Another stylistic feature is Ghomeshi’s conversational revelling in extended descriptions of archaic 1980s technology, which draws attention to the fact that the author believes his audience to be composed of young readers unfamiliar with the prehistoric era of life-before-the-internet. Much of the book focuses on over-explaining his 1980s wardrobe, as well as the ancient social and communication practices of adolescents in that distant decade: “telephone receivers were attached to wires that went into a box with a dial pad on it, and that box had wires that came out of it and went directly into the wall underneath the box,” and so forth. These frequent and extremely detailed tangents about life before we had social and informational oracles such as iPhones and when we thought shoulder pads were the pinnacle of couture are distractingly obvious to readers who lived through these technological dark ages and fashion tragedies. They force the reader to wonder who this memoir is for. Certainly not members of society familiar with said phone wires and Sam-the-Record-Man record purchasing. Is Ghomeshi writing to a teen fan base?

Along with the sense that Ghomeshi is unclear about who his audience is and what might be interesting to them is the fact that successful tried-and-true conventions and adherence to the unwritten rules of successful memoir form do not appear to exist in 1982. Despite the artificial firewall between fiction and non-fiction, all writers know that the best first-person narrators, whether they are subjective, fictional or real, always talk more about others than themselves.
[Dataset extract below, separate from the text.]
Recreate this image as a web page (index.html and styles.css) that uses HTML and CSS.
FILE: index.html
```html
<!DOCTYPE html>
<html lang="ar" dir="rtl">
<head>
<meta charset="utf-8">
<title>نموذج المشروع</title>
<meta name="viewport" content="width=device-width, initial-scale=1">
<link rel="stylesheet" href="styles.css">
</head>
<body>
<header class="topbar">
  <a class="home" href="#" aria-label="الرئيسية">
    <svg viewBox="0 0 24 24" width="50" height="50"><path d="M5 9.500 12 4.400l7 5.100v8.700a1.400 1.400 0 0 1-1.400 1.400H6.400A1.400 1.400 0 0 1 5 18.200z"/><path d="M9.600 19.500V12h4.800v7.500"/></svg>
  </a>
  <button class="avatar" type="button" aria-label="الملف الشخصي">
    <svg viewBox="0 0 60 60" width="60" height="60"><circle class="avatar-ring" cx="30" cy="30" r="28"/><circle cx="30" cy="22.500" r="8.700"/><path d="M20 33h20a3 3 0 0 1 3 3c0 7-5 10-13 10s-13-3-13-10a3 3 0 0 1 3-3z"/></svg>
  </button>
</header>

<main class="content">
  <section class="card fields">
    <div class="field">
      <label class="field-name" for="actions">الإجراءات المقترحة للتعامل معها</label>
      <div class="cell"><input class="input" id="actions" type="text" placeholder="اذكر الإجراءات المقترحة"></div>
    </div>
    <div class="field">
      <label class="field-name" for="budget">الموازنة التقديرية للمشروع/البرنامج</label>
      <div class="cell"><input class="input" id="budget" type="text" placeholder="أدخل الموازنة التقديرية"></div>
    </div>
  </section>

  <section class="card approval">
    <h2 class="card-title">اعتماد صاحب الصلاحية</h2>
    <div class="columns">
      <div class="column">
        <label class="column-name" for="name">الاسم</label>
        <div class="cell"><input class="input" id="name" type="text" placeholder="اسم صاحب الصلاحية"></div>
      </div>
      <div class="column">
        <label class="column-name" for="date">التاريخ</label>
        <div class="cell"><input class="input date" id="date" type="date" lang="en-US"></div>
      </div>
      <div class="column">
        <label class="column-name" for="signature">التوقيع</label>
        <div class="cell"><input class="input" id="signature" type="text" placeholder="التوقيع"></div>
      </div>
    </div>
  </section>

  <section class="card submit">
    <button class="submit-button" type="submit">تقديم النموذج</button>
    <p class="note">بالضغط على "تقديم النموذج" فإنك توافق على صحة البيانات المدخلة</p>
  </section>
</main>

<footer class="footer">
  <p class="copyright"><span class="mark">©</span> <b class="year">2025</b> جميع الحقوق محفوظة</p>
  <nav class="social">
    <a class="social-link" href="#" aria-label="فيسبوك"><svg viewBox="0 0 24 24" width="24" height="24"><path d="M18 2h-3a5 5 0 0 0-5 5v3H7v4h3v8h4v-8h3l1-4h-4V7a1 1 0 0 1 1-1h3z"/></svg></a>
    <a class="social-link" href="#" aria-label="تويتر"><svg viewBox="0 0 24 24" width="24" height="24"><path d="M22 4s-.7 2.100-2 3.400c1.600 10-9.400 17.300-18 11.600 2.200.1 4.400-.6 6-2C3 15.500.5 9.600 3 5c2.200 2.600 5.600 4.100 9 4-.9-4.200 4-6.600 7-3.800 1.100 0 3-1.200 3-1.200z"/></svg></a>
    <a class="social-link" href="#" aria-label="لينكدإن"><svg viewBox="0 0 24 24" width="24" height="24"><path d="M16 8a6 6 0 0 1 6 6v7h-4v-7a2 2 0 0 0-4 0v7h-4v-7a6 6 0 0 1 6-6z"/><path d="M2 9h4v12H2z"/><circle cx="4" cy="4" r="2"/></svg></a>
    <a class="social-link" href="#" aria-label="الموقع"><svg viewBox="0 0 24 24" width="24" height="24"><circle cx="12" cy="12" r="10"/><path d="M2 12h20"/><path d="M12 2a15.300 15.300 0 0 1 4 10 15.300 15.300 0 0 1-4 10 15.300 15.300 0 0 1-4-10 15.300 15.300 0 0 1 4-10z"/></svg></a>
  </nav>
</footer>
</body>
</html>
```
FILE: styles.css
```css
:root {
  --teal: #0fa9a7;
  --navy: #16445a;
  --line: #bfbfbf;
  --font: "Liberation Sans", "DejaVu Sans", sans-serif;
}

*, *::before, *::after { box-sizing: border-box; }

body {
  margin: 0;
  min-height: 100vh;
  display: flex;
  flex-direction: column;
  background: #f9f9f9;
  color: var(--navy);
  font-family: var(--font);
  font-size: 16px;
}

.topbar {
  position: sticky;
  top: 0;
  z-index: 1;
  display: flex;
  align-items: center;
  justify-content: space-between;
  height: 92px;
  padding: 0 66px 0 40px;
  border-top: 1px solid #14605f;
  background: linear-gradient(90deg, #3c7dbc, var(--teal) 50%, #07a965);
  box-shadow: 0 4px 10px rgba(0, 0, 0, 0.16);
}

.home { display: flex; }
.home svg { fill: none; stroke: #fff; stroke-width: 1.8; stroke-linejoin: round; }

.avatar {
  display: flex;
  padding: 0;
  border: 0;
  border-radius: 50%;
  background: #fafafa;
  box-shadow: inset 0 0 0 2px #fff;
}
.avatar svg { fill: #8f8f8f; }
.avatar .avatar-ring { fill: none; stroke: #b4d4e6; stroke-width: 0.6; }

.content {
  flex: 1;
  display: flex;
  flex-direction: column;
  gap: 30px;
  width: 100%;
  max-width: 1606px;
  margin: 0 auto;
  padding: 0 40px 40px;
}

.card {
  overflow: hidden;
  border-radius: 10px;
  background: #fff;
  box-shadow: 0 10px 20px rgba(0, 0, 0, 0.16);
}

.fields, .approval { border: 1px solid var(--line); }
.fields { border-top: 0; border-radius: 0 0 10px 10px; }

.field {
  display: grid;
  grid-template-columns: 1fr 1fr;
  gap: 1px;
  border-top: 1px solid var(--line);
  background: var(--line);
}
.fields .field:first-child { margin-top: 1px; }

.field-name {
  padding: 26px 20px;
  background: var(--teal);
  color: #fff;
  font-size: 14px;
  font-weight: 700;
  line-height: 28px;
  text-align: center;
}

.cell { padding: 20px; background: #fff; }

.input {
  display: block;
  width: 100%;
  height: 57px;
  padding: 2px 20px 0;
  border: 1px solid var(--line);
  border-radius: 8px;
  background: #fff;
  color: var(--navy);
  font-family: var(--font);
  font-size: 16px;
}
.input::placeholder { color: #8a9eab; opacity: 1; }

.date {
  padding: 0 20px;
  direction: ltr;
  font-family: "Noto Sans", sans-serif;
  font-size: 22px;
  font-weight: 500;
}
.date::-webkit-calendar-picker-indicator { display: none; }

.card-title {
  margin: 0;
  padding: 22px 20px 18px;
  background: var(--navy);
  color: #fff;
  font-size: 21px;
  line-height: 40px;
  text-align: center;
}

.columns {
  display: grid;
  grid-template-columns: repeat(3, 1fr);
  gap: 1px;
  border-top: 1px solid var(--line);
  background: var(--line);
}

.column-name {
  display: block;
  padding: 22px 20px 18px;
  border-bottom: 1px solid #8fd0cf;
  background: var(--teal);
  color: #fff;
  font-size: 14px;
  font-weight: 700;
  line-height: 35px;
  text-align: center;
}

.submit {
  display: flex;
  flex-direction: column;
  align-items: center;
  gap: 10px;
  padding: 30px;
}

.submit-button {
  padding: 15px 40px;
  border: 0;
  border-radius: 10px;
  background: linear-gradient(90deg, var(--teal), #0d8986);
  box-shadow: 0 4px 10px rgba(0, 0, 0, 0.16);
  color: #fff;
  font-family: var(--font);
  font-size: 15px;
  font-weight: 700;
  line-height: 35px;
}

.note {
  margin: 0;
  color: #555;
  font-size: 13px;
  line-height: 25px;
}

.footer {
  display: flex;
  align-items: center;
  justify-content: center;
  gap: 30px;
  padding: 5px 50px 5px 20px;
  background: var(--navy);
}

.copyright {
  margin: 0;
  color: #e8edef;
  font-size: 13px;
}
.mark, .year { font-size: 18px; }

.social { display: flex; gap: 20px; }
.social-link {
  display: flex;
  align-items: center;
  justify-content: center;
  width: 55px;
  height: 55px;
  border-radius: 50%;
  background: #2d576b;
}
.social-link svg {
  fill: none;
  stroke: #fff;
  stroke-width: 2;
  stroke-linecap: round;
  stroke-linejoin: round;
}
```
Think of Nick Carraway in The Great Gatsby: Carraway never lets the reader’s gaze rest too long on his own bland turmoils—although we are aware of them—yet without Carraway, we would never know the shatteringly romantic story of Gatsby.  Unfortunately, in 1982, little starlight actually shines beyond Ghomeshi’s pointy black 1980s boots onto his supposed rock idol. Although readers are told, many times, that Ghomeshi wants to be David Bowie (because David Bowie is “cool”), we learn little about the glam iconoclast from Canada’s premier broadcaster in spite of his self-declared obsession with the androgynous rocker.

Like Carraway, Bowie revealed himself as a great storyteller by projecting his gaze onto others and, in his case, physically, artistically and emotionally inhabiting other people. It was through Bowie, in fact, that, as a budding novelist, I first understood the narrative importance of a character in crisis as the starting point of story. Through the incarnation of characters, from Aladdin Sane to The Thin White Duke, Bowie not only redefined the concept album but also music and storytelling. For over two decades, Bowie created characters that mimicked his own inner psyche and alienation while reflecting the darker and uncelebrated aspects of rock celebrity: drug addiction, inflated egoism and the curse of fame.  Through lyrics, style and innovation, he transformed mere albums into complex audio novels all while, yes Jian, wearing pirate eye-patches, glitter and platform shoes.

It is surprising that Ghomeshi fails to mention the why of Bowie’s coolness, especially given that the memoir poses as a pop culture archive; any Bowie-phile worth his or her vinyl is keen to explain the artist’s widespread influence, as well as citing nerdy rock ’n’ roll facts such as that Bowie shares a birthday with Elvis Presley and, interestingly, was the only other individual artist, besides Presley, to be preened and honed to RCA stardom, despite many fiscal setbacks. Ghomeshi mentions that Bowie is dramatic and theatrical but does not think to mention that Bowie was the first musician to collapse the wall between narrative, theatre and music—that without Bowie there would be no Madonna, let alone Lady Gaga, and countless other theatrical rockers, all of whom owe Bowie a significant debt.

Perhaps, having been in the role of Q host, listener and question poser since 2007, Ghomeshi wanted to put on his metaphoric one-legged Ziggy Stardust leotard, draw the trademark Bowie lightning bolt on his face and rock out in spotlight. Perhaps he was feeling nostalgic. And, after all, memoirs are not easy to write. However, someone in Ghomeshi’s wide circle of advisors might have reminded him that often formal and structural memoir conventions can be ignored only for the following reasons:

 

You are Augusten Burroughs.

You are a member of Mötley Crüe.

You survived some mental illness/drug addiction/extreme form of torture or abuse.

You are a ghost.

 

Unfortunately, because Ghomeshi had a nice, stable, suburban, middle class upbringing, marred only by being the target of racism from time to time, this memoir leaves the distinct impression that he should stick to doing what he does best: talking with and about others.